┌────────

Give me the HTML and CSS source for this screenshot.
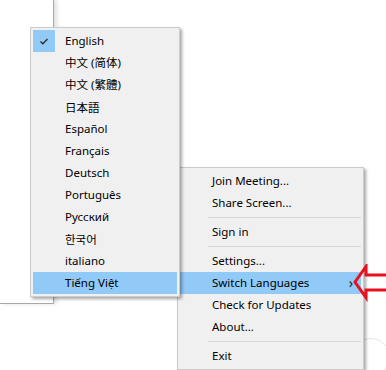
FILE: index.html
```html
<!DOCTYPE html>
<html lang="en">
<head>
    <meta charset="UTF-8">
    <title>Switch Languages</title>
    <link rel="stylesheet" href="styles.css">
</head>
<body>
    <div class="window"></div>

    <!-- tray menu -->
    <div class="menu main-menu">
        <div class="item">Join Meeting...</div>
        <div class="item">Share Screen...</div>
        <div class="sep"></div>
        <div class="item">Sign in</div>
        <div class="sep"></div>
        <div class="item">Settings...</div>
        <div class="item active">Switch Languages<span class="more">&#x203A;</span></div>
        <div class="item">Check for Updates</div>
        <div class="item">About...</div>
        <div class="sep"></div>
        <div class="item">Exit</div>
    </div>

    <!-- language submenu -->
    <div class="menu lang-menu">
        <div class="item checked">
            <span class="check">
                <svg width="22" height="22" viewBox="0 0 22 22"><path d="M7.5 11.5 L9.8 13.8 L14.5 9" fill="none" stroke="#2b2b2b" stroke-width="1.3"/></svg>
            </span>English
        </div>
        <div class="item cjk">中文 (简体)</div>
        <div class="item cjk-tc">中文 (繁體)</div>
        <div class="item cjk-jp">日本語</div>
        <div class="item">Español</div>
        <div class="item">Français</div>
        <div class="item">Deutsch</div>
        <div class="item">Português</div>
        <div class="item">Русский</div>
        <div class="item cjk-kr">한국어</div>
        <div class="item">italiano</div>
        <div class="item active">Tiếng Việt</div>
    </div>

    <svg class="pointer" width="34" height="40" viewBox="0 0 34 40">
        <path d="M3 18 L14 2.5 L14 11 L36 11 L36 26 L14 26 L14 33.5 Z" fill="none" stroke="#e8101c" stroke-width="3" stroke-linejoin="miter"/>
    </svg>

    <div class="round-btn"></div>
</body>
</html>
```

FILE: styles.css
```css
:root {
    --menu-bg: #f0f0f0;
    --menu-border: #cccccc;
    --highlight: #91c9f7;
    --text: #000000;
}
body {
    margin: 0;
    background: #ffffff;
    font-family: "Noto Sans", "Noto Sans CJK SC", sans-serif;
    font-size: 11.5px;
    color: var(--text);
    width: 386px;
    height: 370px;
    overflow: hidden;
    position: relative;
}
.window {
    width: 53px;
    height: 303px;
    border-right: 1px solid #a8a8a8;
    border-bottom: 1px solid #a8a8a8;
    box-shadow: 3px 0 4px rgba(0, 0, 0, 0.12);
}
.menu {
    position: absolute;
    background: var(--menu-bg);
    border: 1px solid var(--menu-border);
    padding: 2px;
    box-shadow: 2px 2px 3px rgba(0, 0, 0, 0.35);
}
.lang-menu {
    left: 30px;
    top: 27px;
    width: 144px;
}
.main-menu {
    left: 177px;
    top: 167px;
    width: 181px;
}
.item {
    height: 22px;
    line-height: 22px;
    padding-left: 32px;
    position: relative;
    white-space: nowrap;
}
.item.active {
    background: var(--highlight);
}
.cjk { font-family: "Noto Sans", "Noto Sans CJK SC", sans-serif; }
.cjk-tc { font-family: "Noto Sans", "Noto Sans CJK TC", sans-serif; }
.cjk-jp { font-family: "Noto Sans CJK JP", sans-serif; }
.cjk-kr { font-family: "Noto Sans CJK KR", sans-serif; }
.check {
    position: absolute;
    left: 0;
    top: 0;
    width: 22px;
    height: 22px;
    background: var(--highlight);
}
.check svg {
    display: block;
}
.more {
    position: absolute;
    right: 8px;
    top: 0;
    font-size: 14px;
    color: #222;
}
.sep {
    height: 7px;
    position: relative;
}
.sep::after {
    content: "";
    position: absolute;
    left: 28px;
    right: 0;
    top: 3px;
    border-top: 1px solid #d7d7d7;
}
.pointer {
    position: absolute;
    left: 352px;
    top: 264px;
}
.round-btn {
    position: absolute;
    left: 352px;
    top: 338px;
    width: 36px;
    height: 36px;
    border-radius: 50%;
    border: 1px solid #e6e6e6;
    z-index: -1;
}
```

└────────

** Aim of the exercise **
In your copy of the listing above, reproduce each line exactly and omit all pictures.

** Full response **
Give me the HTML and CSS source for this screenshot.
FILE: index.html
```html
<!DOCTYPE html>
<html lang="en">
<head>
    <meta charset="UTF-8">
    <title>Switch Languages</title>
    <link rel="stylesheet" href="styles.css">
</head>
<body>
    <div class="window"></div>

    <!-- tray menu -->
    <div class="menu main-menu">
        <div class="item">Join Meeting...</div>
        <div class="item">Share Screen...</div>
        <div class="sep"></div>
        <div class="item">Sign in</div>
        <div class="sep"></div>
        <div class="item">Settings...</div>
        <div class="item active">Switch Languages<span class="more">&#x203A;</span></div>
        <div class="item">Check for Updates</div>
        <div class="item">About...</div>
        <div class="sep"></div>
        <div class="item">Exit</div>
    </div>

    <!-- language submenu -->
    <div class="menu lang-menu">
        <div class="item checked">
            <span class="check">
                <svg width="22" height="22" viewBox="0 0 22 22"><path d="M7.5 11.5 L9.8 13.8 L14.5 9" fill="none" stroke="#2b2b2b" stroke-width="1.3"/></svg>
            </span>English
        </div>
        <div class="item cjk">中文 (简体)</div>
        <div class="item cjk-tc">中文 (繁體)</div>
        <div class="item cjk-jp">日本語</div>
        <div class="item">Español</div>
        <div class="item">Français</div>
        <div class="item">Deutsch</div>
        <div class="item">Português</div>
        <div class="item">Русский</div>
        <div class="item cjk-kr">한국어</div>
        <div class="item">italiano</div>
        <div class="item active">Tiếng Việt</div>
    </div>

    <svg class="pointer" width="34" height="40" viewBox="0 0 34 40">
        <path d="M3 18 L14 2.5 L14 11 L36 11 L36 26 L14 26 L14 33.5 Z" fill="none" stroke="#e8101c" stroke-width="3" stroke-linejoin="miter"/>
    </svg>

    <div class="round-btn"></div>
</body>
</html>
```

FILE: styles.css
```css
:root {
    --menu-bg: #f0f0f0;
    --menu-border: #cccccc;
    --highlight: #91c9f7;
    --text: #000000;
}
body {
    margin: 0;
    background: #ffffff;
    font-family: "Noto Sans", "Noto Sans CJK SC", sans-serif;
    font-size: 11.5px;
    color: var(--text);
    width: 386px;
    height: 370px;
    overflow: hidden;
    position: relative;
}
.window {
    width: 53px;
    height: 303px;
    border-right: 1px solid #a8a8a8;
    border-bottom: 1px solid #a8a8a8;
    box-shadow: 3px 0 4px rgba(0, 0, 0, 0.12);
}
.menu {
    position: absolute;
    background: var(--menu-bg);
    border: 1px solid var(--menu-border);
    padding: 2px;
    box-shadow: 2px 2px 3px rgba(0, 0, 0, 0.35);
}
.lang-menu {
    left: 30px;
    top: 27px;
    width: 144px;
}
.main-menu {
    left: 177px;
    top: 167px;
    width: 181px;
}
.item {
    height: 22px;
    line-height: 22px;
    padding-left: 32px;
    position: relative;
    white-space: nowrap;
}
.item.active {
    background: var(--highlight);
}
.cjk { font-family: "Noto Sans", "Noto Sans CJK SC", sans-serif; }
.cjk-tc { font-family: "Noto Sans", "Noto Sans CJK TC", sans-serif; }
.cjk-jp { font-family: "Noto Sans CJK JP", sans-serif; }
.cjk-kr { font-family: "Noto Sans CJK KR", sans-serif; }
.check {
    position: absolute;
    left: 0;
    top: 0;
    width: 22px;
    height: 22px;
    background: var(--highlight);
}
.check svg {
    display: block;
}
.more {
    position: absolute;
    right: 8px;
    top: 0;
    font-size: 14px;
    color: #222;
}
.sep {
    height: 7px;
    position: relative;
}
.sep::after {
    content: "";
    position: absolute;
    left: 28px;
    right: 0;
    top: 3px;
    border-top: 1px solid #d7d7d7;
}
.pointer {
    position: absolute;
    left: 352px;
    top: 264px;
}
.round-btn {
    position: absolute;
    left: 352px;
    top: 338px;
    width: 36px;
    height: 36px;
    border-radius: 50%;
    border: 1px solid #e6e6e6;
    z-index: -1;
}
```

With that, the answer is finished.